--- Exercise aim ---
Give every line of the data again, unchanged, but with no pictures.

********************

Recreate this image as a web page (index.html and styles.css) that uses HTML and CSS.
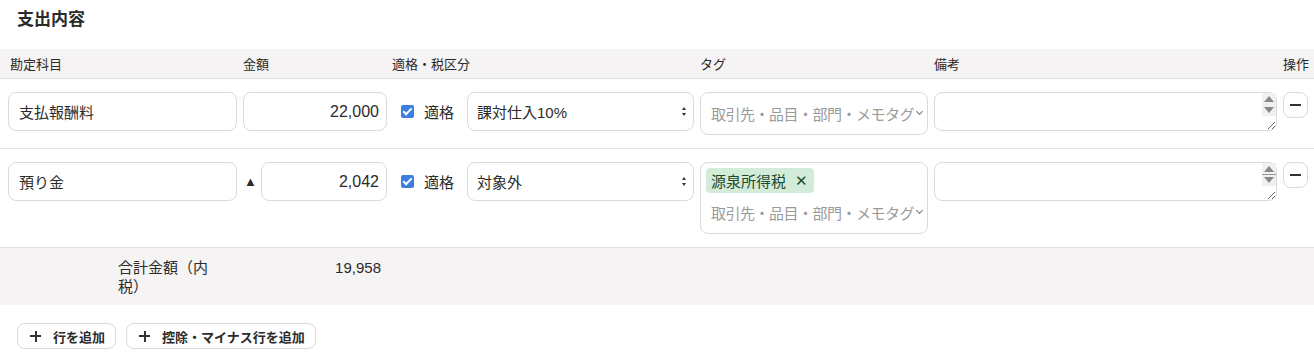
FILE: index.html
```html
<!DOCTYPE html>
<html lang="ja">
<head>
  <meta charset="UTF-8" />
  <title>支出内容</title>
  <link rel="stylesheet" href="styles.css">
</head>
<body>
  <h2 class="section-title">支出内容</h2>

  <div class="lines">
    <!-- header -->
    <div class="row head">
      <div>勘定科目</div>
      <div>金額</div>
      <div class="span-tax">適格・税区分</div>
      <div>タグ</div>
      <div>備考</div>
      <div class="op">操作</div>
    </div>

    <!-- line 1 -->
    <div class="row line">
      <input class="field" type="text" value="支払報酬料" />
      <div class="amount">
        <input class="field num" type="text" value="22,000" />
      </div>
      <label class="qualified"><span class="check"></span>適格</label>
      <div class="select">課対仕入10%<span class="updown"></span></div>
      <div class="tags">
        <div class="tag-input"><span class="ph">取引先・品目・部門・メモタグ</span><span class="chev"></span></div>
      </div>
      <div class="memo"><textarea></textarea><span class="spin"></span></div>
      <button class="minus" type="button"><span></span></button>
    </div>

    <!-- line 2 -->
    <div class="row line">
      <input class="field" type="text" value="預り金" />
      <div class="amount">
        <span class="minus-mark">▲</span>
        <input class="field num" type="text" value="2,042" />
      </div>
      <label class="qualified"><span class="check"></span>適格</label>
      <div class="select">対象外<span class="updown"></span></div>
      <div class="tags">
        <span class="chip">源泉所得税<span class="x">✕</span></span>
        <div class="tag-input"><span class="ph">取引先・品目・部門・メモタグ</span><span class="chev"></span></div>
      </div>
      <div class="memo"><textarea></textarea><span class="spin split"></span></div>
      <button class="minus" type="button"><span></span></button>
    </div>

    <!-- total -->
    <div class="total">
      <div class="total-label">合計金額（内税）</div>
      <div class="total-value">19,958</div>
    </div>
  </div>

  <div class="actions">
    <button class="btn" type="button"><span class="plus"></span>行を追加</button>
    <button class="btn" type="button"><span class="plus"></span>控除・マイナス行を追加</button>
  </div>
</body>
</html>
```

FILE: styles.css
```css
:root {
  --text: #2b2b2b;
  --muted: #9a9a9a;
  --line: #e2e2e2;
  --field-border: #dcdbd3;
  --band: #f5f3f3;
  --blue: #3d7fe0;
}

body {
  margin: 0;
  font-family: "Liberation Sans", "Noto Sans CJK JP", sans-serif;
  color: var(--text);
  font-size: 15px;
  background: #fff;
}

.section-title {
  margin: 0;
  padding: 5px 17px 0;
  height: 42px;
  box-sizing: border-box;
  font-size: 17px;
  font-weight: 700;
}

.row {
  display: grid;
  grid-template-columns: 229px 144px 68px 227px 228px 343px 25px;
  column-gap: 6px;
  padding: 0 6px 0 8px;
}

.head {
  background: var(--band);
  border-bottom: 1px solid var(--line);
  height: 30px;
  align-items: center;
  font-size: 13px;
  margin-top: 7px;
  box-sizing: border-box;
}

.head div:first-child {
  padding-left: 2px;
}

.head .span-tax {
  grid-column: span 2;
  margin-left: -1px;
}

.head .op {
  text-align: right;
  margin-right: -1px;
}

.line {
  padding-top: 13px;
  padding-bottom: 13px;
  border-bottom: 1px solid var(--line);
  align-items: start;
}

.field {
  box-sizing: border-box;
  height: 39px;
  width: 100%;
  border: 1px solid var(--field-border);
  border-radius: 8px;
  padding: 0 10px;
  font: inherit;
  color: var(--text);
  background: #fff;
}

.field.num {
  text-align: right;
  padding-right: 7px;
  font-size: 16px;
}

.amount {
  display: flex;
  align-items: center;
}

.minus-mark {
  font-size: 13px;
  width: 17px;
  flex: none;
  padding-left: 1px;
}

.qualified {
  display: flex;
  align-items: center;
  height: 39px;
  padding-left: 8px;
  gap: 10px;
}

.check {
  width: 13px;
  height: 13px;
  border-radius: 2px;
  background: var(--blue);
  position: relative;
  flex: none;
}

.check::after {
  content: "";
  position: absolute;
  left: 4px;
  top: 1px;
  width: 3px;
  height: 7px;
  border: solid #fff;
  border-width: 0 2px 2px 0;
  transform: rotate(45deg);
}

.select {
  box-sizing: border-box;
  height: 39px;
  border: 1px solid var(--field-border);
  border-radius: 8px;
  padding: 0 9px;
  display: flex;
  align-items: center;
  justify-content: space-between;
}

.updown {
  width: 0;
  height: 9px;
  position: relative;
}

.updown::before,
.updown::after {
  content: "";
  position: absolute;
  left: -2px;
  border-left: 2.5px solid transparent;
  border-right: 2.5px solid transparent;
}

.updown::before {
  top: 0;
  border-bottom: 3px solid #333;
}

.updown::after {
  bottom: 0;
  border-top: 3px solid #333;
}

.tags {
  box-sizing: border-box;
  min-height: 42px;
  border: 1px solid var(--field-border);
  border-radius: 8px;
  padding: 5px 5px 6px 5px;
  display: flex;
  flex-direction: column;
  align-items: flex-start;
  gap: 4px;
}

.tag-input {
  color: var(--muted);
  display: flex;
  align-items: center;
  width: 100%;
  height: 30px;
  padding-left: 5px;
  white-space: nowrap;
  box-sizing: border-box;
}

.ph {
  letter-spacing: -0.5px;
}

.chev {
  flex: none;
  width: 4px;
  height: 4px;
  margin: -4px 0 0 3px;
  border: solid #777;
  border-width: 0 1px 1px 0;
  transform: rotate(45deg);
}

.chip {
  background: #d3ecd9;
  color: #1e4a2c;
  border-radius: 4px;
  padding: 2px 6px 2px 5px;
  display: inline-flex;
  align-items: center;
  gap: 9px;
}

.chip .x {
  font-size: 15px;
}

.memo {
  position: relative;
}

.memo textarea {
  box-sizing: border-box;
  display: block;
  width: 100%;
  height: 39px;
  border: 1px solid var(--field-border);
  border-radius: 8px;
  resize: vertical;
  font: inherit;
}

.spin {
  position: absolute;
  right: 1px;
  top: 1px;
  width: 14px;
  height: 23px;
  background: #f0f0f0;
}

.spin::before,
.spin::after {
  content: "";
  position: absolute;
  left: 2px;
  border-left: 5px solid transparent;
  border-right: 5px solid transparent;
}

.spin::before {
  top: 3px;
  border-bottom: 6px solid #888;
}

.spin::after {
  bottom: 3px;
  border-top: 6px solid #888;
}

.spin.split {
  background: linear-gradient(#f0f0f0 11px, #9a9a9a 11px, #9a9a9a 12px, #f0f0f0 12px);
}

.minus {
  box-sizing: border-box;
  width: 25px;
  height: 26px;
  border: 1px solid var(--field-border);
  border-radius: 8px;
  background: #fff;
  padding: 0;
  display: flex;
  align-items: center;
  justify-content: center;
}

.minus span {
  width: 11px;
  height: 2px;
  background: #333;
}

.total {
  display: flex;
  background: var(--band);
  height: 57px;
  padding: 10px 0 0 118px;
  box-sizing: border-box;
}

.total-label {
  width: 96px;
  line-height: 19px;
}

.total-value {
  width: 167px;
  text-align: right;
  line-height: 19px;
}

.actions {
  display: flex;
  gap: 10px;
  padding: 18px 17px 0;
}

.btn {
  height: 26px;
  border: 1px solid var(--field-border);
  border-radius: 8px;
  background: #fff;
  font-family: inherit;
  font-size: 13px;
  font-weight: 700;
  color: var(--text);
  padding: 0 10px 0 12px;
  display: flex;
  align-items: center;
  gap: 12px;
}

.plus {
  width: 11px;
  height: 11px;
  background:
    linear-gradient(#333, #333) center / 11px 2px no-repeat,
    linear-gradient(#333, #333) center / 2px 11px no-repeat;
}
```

********************

--- Exercise response ---
Recreate this image as a web page (index.html and styles.css) that uses HTML and CSS.
FILE: index.html
```html
<!DOCTYPE html>
<html lang="ja">
<head>
  <meta charset="UTF-8" />
  <title>支出内容</title>
  <link rel="stylesheet" href="styles.css">
</head>
<body>
  <h2 class="section-title">支出内容</h2>

  <div class="lines">
    <!-- header -->
    <div class="row head">
      <div>勘定科目</div>
      <div>金額</div>
      <div class="span-tax">適格・税区分</div>
      <div>タグ</div>
      <div>備考</div>
      <div class="op">操作</div>
    </div>

    <!-- line 1 -->
    <div class="row line">
      <input class="field" type="text" value="支払報酬料" />
      <div class="amount">
        <input class="field num" type="text" value="22,000" />
      </div>
      <label class="qualified"><span class="check"></span>適格</label>
      <div class="select">課対仕入10%<span class="updown"></span></div>
      <div class="tags">
        <div class="tag-input"><span class="ph">取引先・品目・部門・メモタグ</span><span class="chev"></span></div>
      </div>
      <div class="memo"><textarea></textarea><span class="spin"></span></div>
      <button class="minus" type="button"><span></span></button>
    </div>

    <!-- line 2 -->
    <div class="row line">
      <input class="field" type="text" value="預り金" />
      <div class="amount">
        <span class="minus-mark">▲</span>
        <input class="field num" type="text" value="2,042" />
      </div>
      <label class="qualified"><span class="check"></span>適格</label>
      <div class="select">対象外<span class="updown"></span></div>
      <div class="tags">
        <span class="chip">源泉所得税<span class="x">✕</span></span>
        <div class="tag-input"><span class="ph">取引先・品目・部門・メモタグ</span><span class="chev"></span></div>
      </div>
      <div class="memo"><textarea></textarea><span class="spin split"></span></div>
      <button class="minus" type="button"><span></span></button>
    </div>

    <!-- total -->
    <div class="total">
      <div class="total-label">合計金額（内税）</div>
      <div class="total-value">19,958</div>
    </div>
  </div>

  <div class="actions">
    <button class="btn" type="button"><span class="plus"></span>行を追加</button>
    <button class="btn" type="button"><span class="plus"></span>控除・マイナス行を追加</button>
  </div>
</body>
</html>
```

FILE: styles.css
```css
:root {
  --text: #2b2b2b;
  --muted: #9a9a9a;
  --line: #e2e2e2;
  --field-border: #dcdbd3;
  --band: #f5f3f3;
  --blue: #3d7fe0;
}

body {
  margin: 0;
  font-family: "Liberation Sans", "Noto Sans CJK JP", sans-serif;
  color: var(--text);
  font-size: 15px;
  background: #fff;
}

.section-title {
  margin: 0;
  padding: 5px 17px 0;
  height: 42px;
  box-sizing: border-box;
  font-size: 17px;
  font-weight: 700;
}

.row {
  display: grid;
  grid-template-columns: 229px 144px 68px 227px 228px 343px 25px;
  column-gap: 6px;
  padding: 0 6px 0 8px;
}

.head {
  background: var(--band);
  border-bottom: 1px solid var(--line);
  height: 30px;
  align-items: center;
  font-size: 13px;
  margin-top: 7px;
  box-sizing: border-box;
}

.head div:first-child {
  padding-left: 2px;
}

.head .span-tax {
  grid-column: span 2;
  margin-left: -1px;
}

.head .op {
  text-align: right;
  margin-right: -1px;
}

.line {
  padding-top: 13px;
  padding-bottom: 13px;
  border-bottom: 1px solid var(--line);
  align-items: start;
}

.field {
  box-sizing: border-box;
  height: 39px;
  width: 100%;
  border: 1px solid var(--field-border);
  border-radius: 8px;
  padding: 0 10px;
  font: inherit;
  color: var(--text);
  background: #fff;
}

.field.num {
  text-align: right;
  padding-right: 7px;
  font-size: 16px;
}

.amount {
  display: flex;
  align-items: center;
}

.minus-mark {
  font-size: 13px;
  width: 17px;
  flex: none;
  padding-left: 1px;
}

.qualified {
  display: flex;
  align-items: center;
  height: 39px;
  padding-left: 8px;
  gap: 10px;
}

.check {
  width: 13px;
  height: 13px;
  border-radius: 2px;
  background: var(--blue);
  position: relative;
  flex: none;
}

.check::after {
  content: "";
  position: absolute;
  left: 4px;
  top: 1px;
  width: 3px;
  height: 7px;
  border: solid #fff;
  border-width: 0 2px 2px 0;
  transform: rotate(45deg);
}

.select {
  box-sizing: border-box;
  height: 39px;
  border: 1px solid var(--field-border);
  border-radius: 8px;
  padding: 0 9px;
  display: flex;
  align-items: center;
  justify-content: space-between;
}

.updown {
  width: 0;
  height: 9px;
  position: relative;
}

.updown::before,
.updown::after {
  content: "";
  position: absolute;
  left: -2px;
  border-left: 2.5px solid transparent;
  border-right: 2.5px solid transparent;
}

.updown::before {
  top: 0;
  border-bottom: 3px solid #333;
}

.updown::after {
  bottom: 0;
  border-top: 3px solid #333;
}

.tags {
  box-sizing: border-box;
  min-height: 42px;
  border: 1px solid var(--field-border);
  border-radius: 8px;
  padding: 5px 5px 6px 5px;
  display: flex;
  flex-direction: column;
  align-items: flex-start;
  gap: 4px;
}

.tag-input {
  color: var(--muted);
  display: flex;
  align-items: center;
  width: 100%;
  height: 30px;
  padding-left: 5px;
  white-space: nowrap;
  box-sizing: border-box;
}

.ph {
  letter-spacing: -0.5px;
}

.chev {
  flex: none;
  width: 4px;
  height: 4px;
  margin: -4px 0 0 3px;
  border: solid #777;
  border-width: 0 1px 1px 0;
  transform: rotate(45deg);
}

.chip {
  background: #d3ecd9;
  color: #1e4a2c;
  border-radius: 4px;
  padding: 2px 6px 2px 5px;
  display: inline-flex;
  align-items: center;
  gap: 9px;
}

.chip .x {
  font-size: 15px;
}

.memo {
  position: relative;
}

.memo textarea {
  box-sizing: border-box;
  display: block;
  width: 100%;
  height: 39px;
  border: 1px solid var(--field-border);
  border-radius: 8px;
  resize: vertical;
  font: inherit;
}

.spin {
  position: absolute;
  right: 1px;
  top: 1px;
  width: 14px;
  height: 23px;
  background: #f0f0f0;
}

.spin::before,
.spin::after {
  content: "";
  position: absolute;
  left: 2px;
  border-left: 5px solid transparent;
  border-right: 5px solid transparent;
}

.spin::before {
  top: 3px;
  border-bottom: 6px solid #888;
}

.spin::after {
  bottom: 3px;
  border-top: 6px solid #888;
}

.spin.split {
  background: linear-gradient(#f0f0f0 11px, #9a9a9a 11px, #9a9a9a 12px, #f0f0f0 12px);
}

.minus {
  box-sizing: border-box;
  width: 25px;
  height: 26px;
  border: 1px solid var(--field-border);
  border-radius: 8px;
  background: #fff;
  padding: 0;
  display: flex;
  align-items: center;
  justify-content: center;
}

.minus span {
  width: 11px;
  height: 2px;
  background: #333;
}

.total {
  display: flex;
  background: var(--band);
  height: 57px;
  padding: 10px 0 0 118px;
  box-sizing: border-box;
}

.total-label {
  width: 96px;
  line-height: 19px;
}

.total-value {
  width: 167px;
  text-align: right;
  line-height: 19px;
}

.actions {
  display: flex;
  gap: 10px;
  padding: 18px 17px 0;
}

.btn {
  height: 26px;
  border: 1px solid var(--field-border);
  border-radius: 8px;
  background: #fff;
  font-family: inherit;
  font-size: 13px;
  font-weight: 700;
  color: var(--text);
  padding: 0 10px 0 12px;
  display: flex;
  align-items: center;
  gap: 12px;
}

.plus {
  width: 11px;
  height: 11px;
  background:
    linear-gradient(#333, #333) center / 11px 2px no-repeat,
    linear-gradient(#333, #333) center / 2px 11px no-repeat;
}
```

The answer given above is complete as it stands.